> DATA SECTION

--- Begin ---

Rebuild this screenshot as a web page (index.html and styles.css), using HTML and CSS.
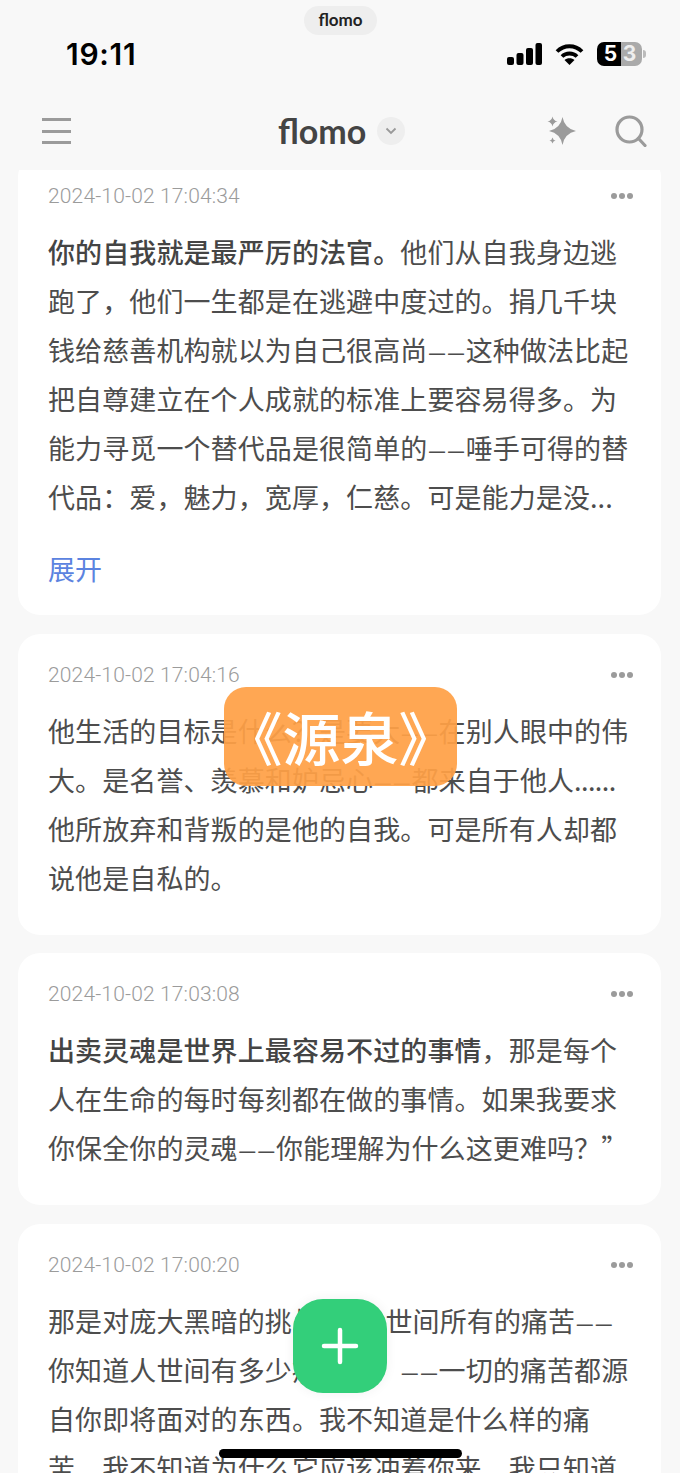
FILE: index.html
```html
<!DOCTYPE html>
<html lang="zh">
<head>
<meta charset="UTF-8">
<title>flomo</title>
<link rel="stylesheet" href="styles.css">
</head>
<body>
<div class="phone">
    <!-- 卡片列表 -->
    <div class="list">
        <div class="card">
            <div class="meta"><span class="date">2024-10-02 17:04:34</span><span class="more"><i></i><i></i><i></i></span></div>
            <p class="txt"><strong>你的自我就是最严厉的法官。</strong>他们从自我身边逃<br>跑了，他们一生都是在逃避中度过的。捐几千块<br>钱给慈善机构就以为自己很高尚<span class="dash">——</span>这种做法比起<br>把自尊建立在个人成就的标准上要容易得多。为<br>能力寻觅一个替代品是很简单的<span class="dash">——</span>唾手可得的替<br>代品：爱，魅力，宽厚，仁慈。可是能力是没...</p>
            <p class="open">展开</p>
        </div>
        <div class="card">
            <div class="meta"><span class="date">2024-10-02 17:04:16</span><span class="more"><i></i><i></i><i></i></span></div>
            <p class="txt">他生活的目标是什么？是要大<span class="dash">——</span>在别人眼中的伟<br>大。是名誉、羡慕和妒忌心<span class="dash">——</span>都来自于他人<span class="dots">......</span><br>他所放弃和背叛的是他的自我。可是所有人却都<br>说他是自私的。</p>
        </div>
        <div class="card">
            <div class="meta"><span class="date">2024-10-02 17:03:08</span><span class="more"><i></i><i></i><i></i></span></div>
            <p class="txt"><strong>出卖灵魂是世界上最容易不过的事情</strong>，那是每个<br>人在生命的每时每刻都在做的事情。如果我要求<br>你保全你的灵魂<span class="dash">——</span>你能理解为什么这更难吗？”</p>
        </div>
        <div class="card">
            <div class="meta"><span class="date">2024-10-02 17:00:20</span><span class="more"><i></i><i></i><i></i></span></div>
            <p class="txt">那是对庞大黑暗的挑战，&nbsp;&nbsp;人世间所有的痛苦<span class="dash">——</span><br>你知道人世间有多少痛苦吗？<span class="dash">——</span>一切的痛苦都源<br>自你即将面对的东西。我不知道是什么样的痛<br>苦，我不知道为什么它应该冲着你来，我只知道</p>
        </div>
    </div>

    <!-- 顶部 -->
    <div class="top">
        <div class="island">flomo</div>
        <div class="status">
            <span class="time">19:11</span>
            <span class="sys">
                <svg width="35" height="22" viewBox="0 0 35 22"><rect x="0" y="14" width="7" height="8" rx="2"/><rect x="9.500" y="10" width="7" height="12" rx="2"/><rect x="19" y="5" width="7" height="17" rx="2"/><rect x="28.500" y="0" width="6.500" height="22" rx="2"/></svg>
                <svg width="29" height="22" viewBox="0 0 29 22"><path d="M2 8.500C9 1.500 20 1.500 27 8.500M7 13.500C11 9.500 18 9.500 22 13.500" fill="none" stroke="#000" stroke-width="3.800"/><path d="M9.500 17C12 14.500 17 14.500 19.500 17L14.500 22Z"/></svg>
                <span class="batt"><span class="b5">5</span><span class="b3">3</span></span><span class="nub"></span>
            </span>
        </div>
        <div class="bar">
            <span class="menu"><i></i><i></i><i></i></span>
            <span class="brand">flomo<span class="caret"><svg width="12" height="8" viewBox="0 0 12 8"><path d="M1.500 1.500L6 6L10.500 1.500" fill="none" stroke="#999" stroke-width="1.800"/></svg></span></span>
            <span class="tools">
                <svg width="32" height="32" viewBox="0 0 32 32" fill="#9b9b9b"><path d="M16.500 2Q18.500 13.500 30 16Q18.500 18.500 16.500 30Q14.500 18.500 3 16Q14.500 13.500 16.500 2Z"/><path d="M6.500 1.500Q7.300 5.700 11.500 6.500Q7.300 7.300 6.500 11.500Q5.700 7.300 1.500 6.500Q5.700 5.700 6.500 1.500Z"/><path d="M6.500 22.500Q7 25 9.500 25.500Q7 26 6.500 28.500Q6 26 3.500 25.500Q6 25 6.500 22.500Z"/></svg>
                <svg width="32" height="32" viewBox="0 0 32 32" fill="none" stroke="#9b9b9b" stroke-width="3.200"><circle cx="14.500" cy="14.500" r="12.500"/><path d="M23.500 23.500L30 30.500" stroke-linecap="round"/></svg>
            </span>
        </div>
    </div>

    <div class="toast">《源泉》</div>
    <div class="fab"><svg width="38" height="38" viewBox="0 0 38 38"><path d="M19 3V35M3 19H35" stroke="#fff" stroke-width="4.500" stroke-linecap="round"/></svg></div>
    <div class="home"></div>
</div>
</body>
</html>
```
FILE: styles.css
```css
body,div,p{margin:0;padding:0;}
body{background:#f8f8f8;color:#4d4d4d;font-family:"Noto Sans CJK SC","Liberation Sans",sans-serif;}
.phone{position:relative;width:680px;height:1473px;overflow:hidden;background:#f8f8f8;}

.list{padding:155px 18px 0 18px;}
.card{width:643px;box-sizing:border-box;margin-bottom:18.5px;padding:26px 30px 33px;background:#fff;border-radius:22px;}
.meta{display:flex;justify-content:space-between;align-items:center;height:30px;margin-bottom:16px;}
.date{font:300 21px/30px Roboto,sans-serif;letter-spacing:.15px;color:#9b9b9b;}
.more{display:flex;gap:2px;margin-right:-2px;}
.more i{width:6px;height:6px;border-radius:50%;background:#9b9b9b;}
.txt{font-size:27px;line-height:49px;letter-spacing:.1px;white-space:nowrap;}
.txt strong{font-weight:500;color:#444;}
.dash{font-family:Lato,sans-serif;font-size:24px;line-height:0;}
.dots{letter-spacing:-.6px;}
.open{margin-top:23px;margin-bottom:-11px;font-size:27px;line-height:49px;color:#5b83e0;}

.top{position:absolute;left:0;top:0;width:680px;height:170px;background:#f8f8f8;}
.island{position:absolute;left:304px;top:6px;width:73px;height:29px;border-radius:15px;background:#eeeeee;text-align:center;font:700 17px/28px Lato,sans-serif;color:#222;}
.status{display:flex;justify-content:space-between;align-items:center;height:26px;padding:41px 34px 0 66px;}
.time{font:600 30px/26px Inter,sans-serif;color:#000;letter-spacing:.7px;}
.sys{display:flex;align-items:center;gap:13px;}
.batt{display:flex;width:45px;height:24px;border-radius:7px;overflow:hidden;font:700 21px/24px Inter,sans-serif;text-align:center;}
.b5{width:24px;background:#000;color:#fff;padding-left:3px;box-sizing:border-box;}
.b3{width:21px;background:#aaa;color:#eee;padding-right:4px;box-sizing:border-box;}
.nub{width:3px;height:8px;margin-left:-12px;border-radius:0 3px 3px 0;background:#bbb;}
.bar{position:relative;display:flex;justify-content:space-between;align-items:center;height:40px;padding:44px 33px 0 42px;}
.menu{display:flex;flex-direction:column;gap:8.5px;}
.menu i{display:block;width:29px;height:3px;background:#9b9b9b;}
.brand{position:absolute;left:278px;top:44px;display:flex;align-items:center;gap:11px;font:700 34px/40px Lato,sans-serif;color:#444;}
.caret{display:flex;align-items:center;justify-content:center;width:28px;height:28px;border-radius:50%;background:#eeeeee;}
.tools{display:flex;gap:37px;}

.toast{position:absolute;left:224px;top:687px;width:233px;height:99px;border-radius:22px;background:rgba(255,160,70,.93);color:#fff;text-align:center;font-size:58px;line-height:99px;font-weight:500;white-space:nowrap;}
.fab{position:absolute;left:293px;top:1299px;display:flex;align-items:center;justify-content:center;width:94px;height:94px;border-radius:30px;background:#33cf7a;box-shadow:0 0 12px rgba(0,0,0,.06);}
.home{position:absolute;left:219px;top:1449px;width:243px;height:9px;border-radius:5px;background:#000;}
```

--- End ---

> EXERCISE BRIEF
Report how many lines in the data contain the word "index", with no words besides the number.

> RESPONSE TO THIS TASK
2